Firstly, I want to point out that I absolutely know that we all hear voices in our head.  If we’re honest, we have more conversations with ourselves than we care to admit and if we haven’t been trained differently, many of those conversations aren’t positive.  Research supports the fact that our brains are wired for the familiar; what we’ve always done.  As a result, the voices that we hear will support our brain and what it has been familiar with hearing over time.  Hence, the “Are you nuts!?!” question and the host of others that are less than encouraging when you’re looking to make a change.


Our past experiences shape our feelings about the present.  I believe support is a key element in fighting any familiarity battle.  Whether we’re trying to start a new healthy habit, stop an old (not so healthy) one or move beyond that which is good into something amazing: we all need help.  While there are tangible things that any of us can and should also do on our own, there truly isn’t anything that replaces good old-fashioned accountability and encouragement.  "Iron sharpens iron," as the old proverb says.


That said, I urge you to exercise caution.  Choose carefully the people with whom you share and from whom you seek wisdom and encouragement.   You don’t want their voices to merely match the ones in your head!


I was recently at a conference where I had the awesome pleasure of meeting Dr.

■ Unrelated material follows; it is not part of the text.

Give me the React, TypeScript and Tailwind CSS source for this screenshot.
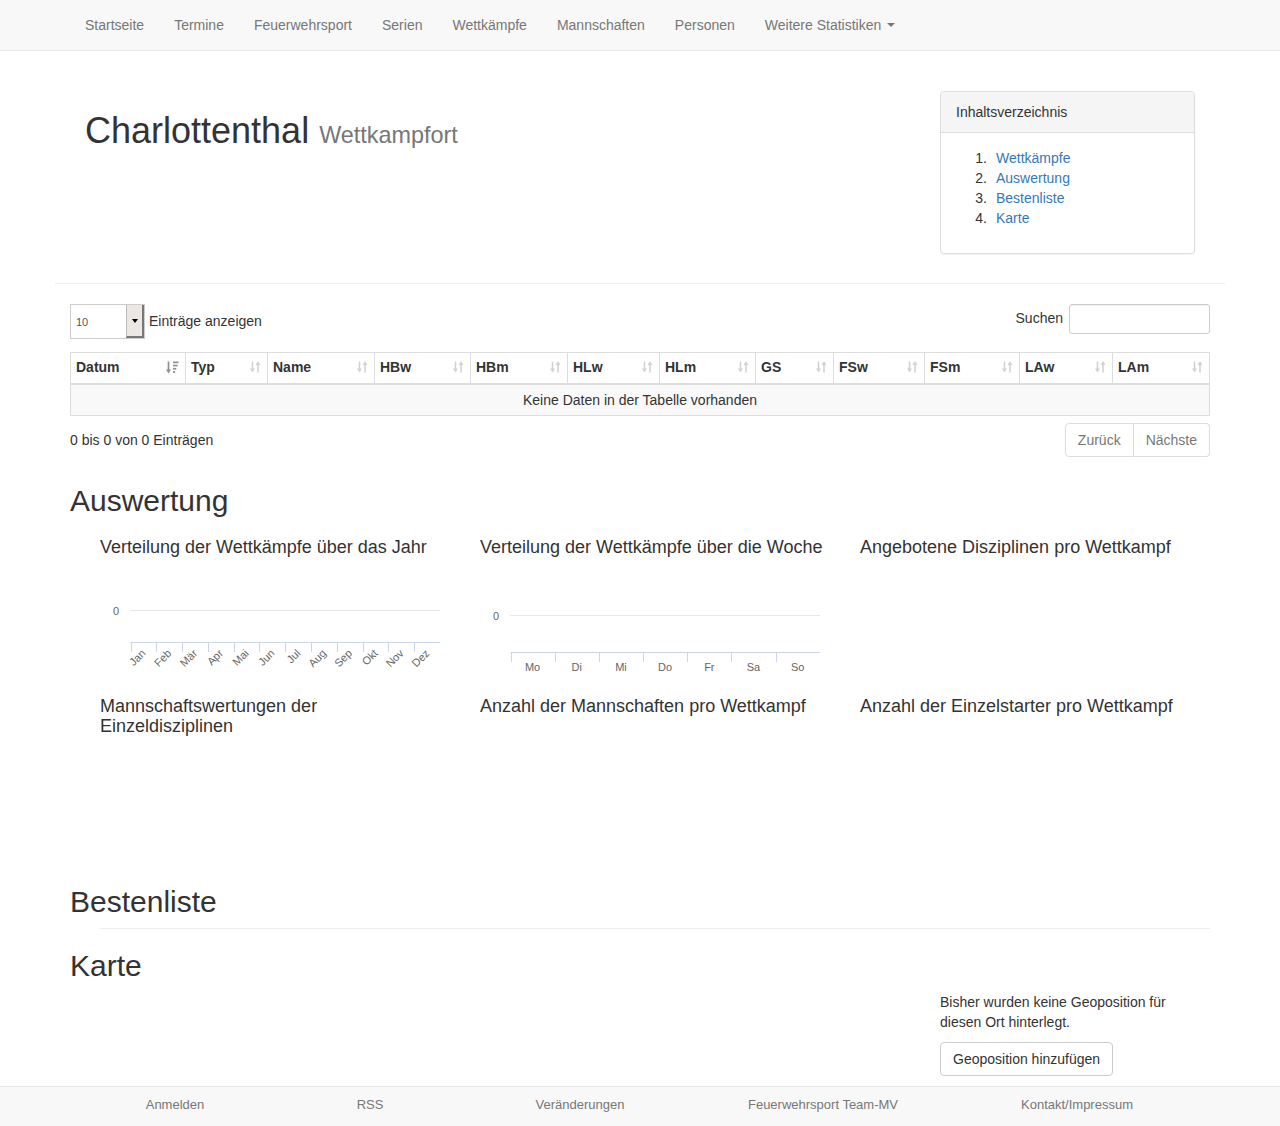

Henry Cloud.  In one of our sessions, he spoke about choosing the right monkey to join you in your cage.  He made this point by citing a research study conducted on monkeys that concluded that having another monkey in the cage diminished the stress level of the first monkey greatly.  That we can easily understand.  However, he went on to explain a situation where a someone was repeatedly going to someone else who had a history of squashing them and yet expected encouragement or approval.   Don’t do that to yourself.   Don’t invite that into your life.  If you must inform those people about your life changes, make sure that you balance that with people who are going to support you.  Prepare yourself for the negative by surrounding yourself with other people who will be honest and help you think, but simultaneously lift you up and walk along side you in your new journey!  You can do it and we’re here to help!